Kracauer’s critique centers on that frame device and its political implications. As he wrote, director Robert Wiene altered the original scenario to place the entire narrative inside Francis’s mind, turning the account into a delusion. For Kracauer, this change undermined an anti-authoritarian reading, leaving instead a film that ends with authority reasserted — the madman cured by institutional power.
“[Director Robert Wiene] suggested… an essential change to the original story, a change against which the two authors violently protested. But no one heeded them. Wiene’s version transforms that account into a chimera concocted and narrated by the mentally deranged Francis.”
That argument depends on privileging an imagined original intention over the finished film. But Expressionism resists fixed readings: it thrives on ambiguity and polyvalence. Once freed from the notion that authorial intent must dominate interpretation, Caligari opens to multiple valid approaches. Some viewers see the film as a reflection on authoritarianism and the manipulation of the masses; others read it as a conflict between modern reason and mythic forces, a cautionary tale about obsession, or a demonstration of cinema’s power to make language and image collide.
The frame story also teaches us to read the film as inherently subjective. From the bench where Francis begins his recounting to the exaggerated trees and gravel path that lead us to Jane — who appears almost luminous in Francis’s eyes — the picture world bends to the narrator’s feelings. When the narrative loops back, those same locations often lose their stark contours, and the asylum scenes are presented with softened shapes and steadier lighting, suggesting a move toward a more ordinary reality. The film’s visual vocabulary constantly signals whether we are inside a character’s perception or seeing something closer to “real” space.

The second half of the film remains striking. Cesare’s flight with Jane across the sharply angled rooftops is a memorable sequence: the Expressionist design permits movements and compositions that would feel impossible in a naturalistic setting, allowing character and environment to merge visually.
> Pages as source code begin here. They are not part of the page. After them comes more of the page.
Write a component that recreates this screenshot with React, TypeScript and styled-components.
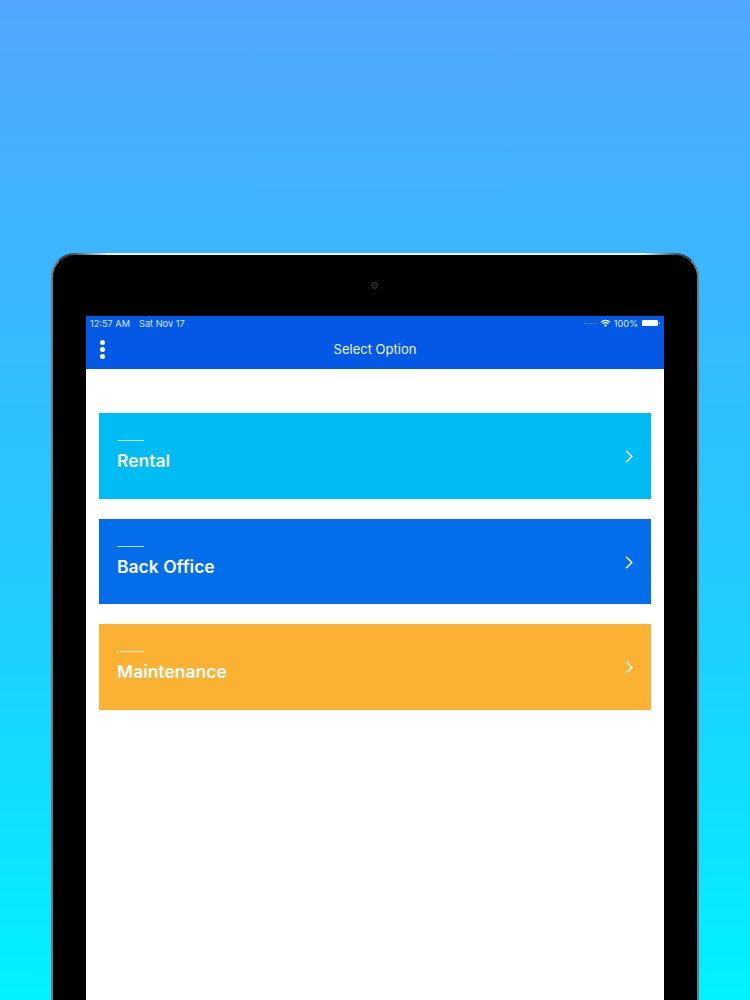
import React from "react";
import styled, { createGlobalStyle } from "styled-components";

const Global = createGlobalStyle`
  html, body { margin: 0; padding: 0; }
  body { font-family: Inter, "Liberation Sans", sans-serif; }
`;

const Page = styled.div`
  box-sizing: border-box;
  width: 750px;
  height: 1000px;
  overflow: hidden;
  padding: 253px 51px 0;
  background: linear-gradient(180deg, #52a6ff 0%, #38b8ff 30%, #1cd0ff 65%, #00f2ff 100%);
`;

const Device = styled.div`
  box-sizing: border-box;
  position: relative;
  width: 648px;
  height: 760px;
  padding: 61px 33px 0;
  background: #000;
  border: 2px solid #6f7a82;
  border-top-color: #3c4247;
  border-bottom: 0;
  border-radius: 24px 24px 0 0;
  display: flex;
  flex-direction: column;
  align-items: center;
  &::before {
    content: "";
    position: absolute;
    top: -2px;
    left: 18px;
    right: 18px;
    height: 2px;
    background: linear-gradient(90deg, transparent 0%, #e8f1f5 6%, #e8f1f5 94%, transparent 100%);
  }
`;

const Camera = styled.span`
  position: absolute;
  top: 27px;
  left: 317.5px;
  box-sizing: border-box;
  width: 7px;
  height: 7px;
  border-radius: 50%;
  background: #15181b;
  border: 1px solid #2f3438;
`;

const Screen = styled.div`
  width: 578px;
  flex: 1;
  background: #fff;
  display: flex;
  flex-direction: column;
`;

const Header = styled.header`
  height: 53px;
  background: #0358e6;
  color: #fff;
  display: flex;
  flex-direction: column;
`;

const StatusBar = styled.div`
  height: 14px;
  padding: 0 4px;
  display: flex;
  align-items: center;
  justify-content: space-between;
  font-size: 9.2px;
  color: #d8e6ff;
  white-space: nowrap;
`;

const StatusGroup = styled.div`
  display: flex;
  align-items: center;
  gap: 3px;
`;

const DateText = styled.span`
  margin-left: 6px;
`;

const Signal = styled.span`
  margin-right: 1px;
  width: 12px;
  border-top: 1px dotted #6f9df0;
`;

const Battery = styled.span`
  position: relative;
  width: 16px;
  height: 6px;
  margin: 0 2px 0 1px;
  background: #fff;
  border-radius: 1px;
  &::after {
    content: "";
    position: absolute;
    right: -2px;
    top: 2px;
    width: 1px;
    height: 2px;
    background: #9dbdf5;
  }
`;

const NavBar = styled.div`
  flex: 1;
  position: relative;
  display: flex;
  align-items: center;
  justify-content: center;
  padding-bottom: 1px;
  font-size: 13px;
  font-weight: 400;
  color: #eef4ff;
`;

const MenuDots = styled.span`
  position: absolute;
  left: 14px;
  top: 10px;
  display: flex;
  flex-direction: column;
  gap: 2px;
  i {
    width: 5px;
    height: 5px;
    border-radius: 50%;
    background: #fff;
  }
`;

const List = styled.div`
  padding: 44px 13.4px 0 13px;
  display: flex;
  flex-direction: column;
  gap: 20px;
`;

const Card = styled.div<{ $color: string }>`
  box-sizing: border-box;
  height: 85.7px;
  padding: 27px 18px 0;
  background: ${(p) => p.$color};
  color: #fff;
  position: relative;
`;

const Rule = styled.div`
  width: 27px;
  height: 1px;
  background: rgba(255, 255, 255, 0.75);
  margin-bottom: 10px;
`;

const Title = styled.div`
  font-size: 17.5px;
  line-height: 20px;
  font-weight: 600;
  color: #f6fcff;
`;

const Chevron = styled.svg`
  position: absolute;
  right: 17px;
  top: 36px;
  width: 10px;
  height: 15px;
`;

const cards = [
  { title: "Rental", color: "#01bbf3" },
  { title: "Back Office", color: "#046dea" },
  { title: "Maintenance", color: "#fbb232" },
];

export default function App() {
  return (
    <Page>
      <Global />
      <Device>
        <Camera />
        <Screen>
          <Header>
            <StatusBar>
              <StatusGroup>
                <span>12:57 AM</span>
                <DateText>Sat Nov 17</DateText>
              </StatusGroup>
              <StatusGroup>
                <Signal />
                <svg width="11" height="9" viewBox="0 0 12 10" aria-hidden="true">
                  <path d="M1 3.6a7 7 0 0 1 10 0M2.8 5.4a4.5 4.5 0 0 1 6.4 0" fill="none" stroke="#fff" strokeWidth="1.3" />
                  <path d="M4.4 7a2.3 2.3 0 0 1 3.2 0L6 8.9Z" fill="#fff" />
                </svg>
                <span>100%</span>
                <Battery />
              </StatusGroup>
            </StatusBar>
            <NavBar>
              <MenuDots>
                <i />
                <i />
                <i />
              </MenuDots>
              Select Option
            </NavBar>
          </Header>
          <List>
            {cards.map((c) => (
              <Card key={c.title} $color={c.color}>
                <Rule />
                <Title>{c.title}</Title>
                <Chevron viewBox="0 0 10 15" aria-hidden="true">
                  <path d="M2 1.8 7.8 7.5 2 13.2" fill="none" stroke="#fff" strokeWidth="1.5" />
                </Chevron>
              </Card>
            ))}
          </List>
        </Screen>
      </Device>
    </Page>
  );
}
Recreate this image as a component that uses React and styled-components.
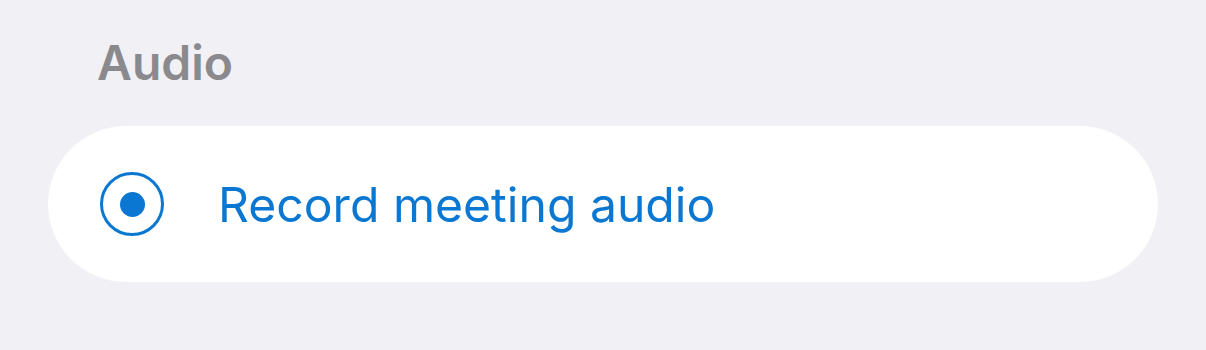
import React from 'react';
import styled, { createGlobalStyle } from 'styled-components';

const GlobalStyle = createGlobalStyle`
  html, body {
    margin: 0;
    padding: 0;
    background: #f0f0f5;
    font-family: Inter, "Noto Sans", sans-serif;
  }
`;

const Page = styled.div`
  width: 1206px;
  height: 350px;
  box-sizing: border-box;
  padding: 35px 48px 0 48px;
  display: flex;
  flex-direction: column;
`;

const SectionTitle = styled.h2`
  margin: 0 0 0 49px;
  font-size: 48px;
  line-height: 56px;
  font-weight: 600;
  color: #8a898e;
  letter-spacing: 0;
`;

const Card = styled.div`
  margin-top: 35px;
  height: 156px;
  border-radius: 78px;
  background: #ffffff;
  display: flex;
  align-items: center;
  padding-left: 52px;
  gap: 54px;
`;

const Radio = styled.span`
  width: 64px;
  height: 64px;
  box-sizing: border-box;
  border-radius: 50%;
  border: 3.5px solid ${({ color }) => color};
  display: flex;
  align-items: center;
  justify-content: center;
  flex-shrink: 0;

  &::after {
    content: '';
    width: 25px;
    height: 25px;
    border-radius: 50%;
    background: ${({ color }) => color};
    display: ${({ checked }) => (checked ? 'block' : 'none')};
  }
`;

const Label = styled.span`
  font-size: 48.1px;
  font-weight: 400;
  color: ${({ color }) => color};
  letter-spacing: 0;
`;

const accent = '#0a78d2';

const App = () => (
  <>
    <GlobalStyle />
    <Page>
      <SectionTitle>Audio</SectionTitle>
      <Card>
        <Radio color={accent} checked />
        <Label color={accent}>Record meeting audio</Label>
      </Card>
    </Page>
  </>
);

export default App;
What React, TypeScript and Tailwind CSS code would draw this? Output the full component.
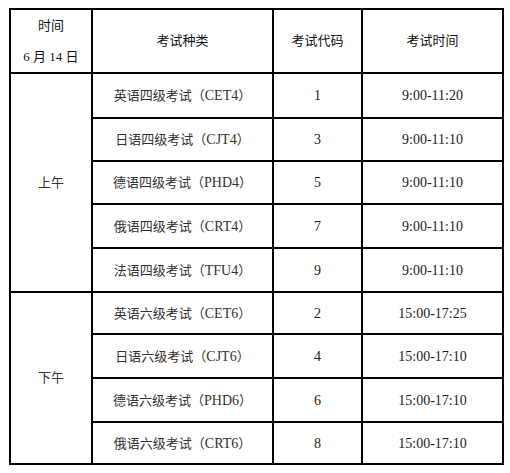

Intercut moments — Caligari confronted by the corpse of Cesare, or by haunting floating text that proclaims “You must become Caligari” — suggest how Francis’s mind projects dread and desire onto the world around him. These projections highlight cinema’s ability to make the mental tangible.

Viewers should also be aware that many versions of Caligari circulate: restorations and transfers vary in intertitles, coloration, running time and musical score. Some digital copies omit the stylized intertitles and color filters, or pair the film with modernized scores that can undercut its atmosphere; other restorations return intertitles, tints and carefully curated music that better approximates early screenings. Choosing a well-restored presentation will make the film’s visual and rhythmic intentions clearer.
The importance of The Cabinet of Dr. Caligari lies less in a single definitive message than in its demonstration that cinema can be an expressive, subjective medium. It helped establish an aesthetic vocabulary that filmmakers still draw from today. In an era when mainstream films often favor realism, plausible politics and strict narrative logic, Caligari remains a crucial reminder of the power of stylization, imagination and psychological intensity. Its century-long presence in the cinematic conversation encourages filmmakers and critics to keep pushing for art that expands what cinema can show and feel.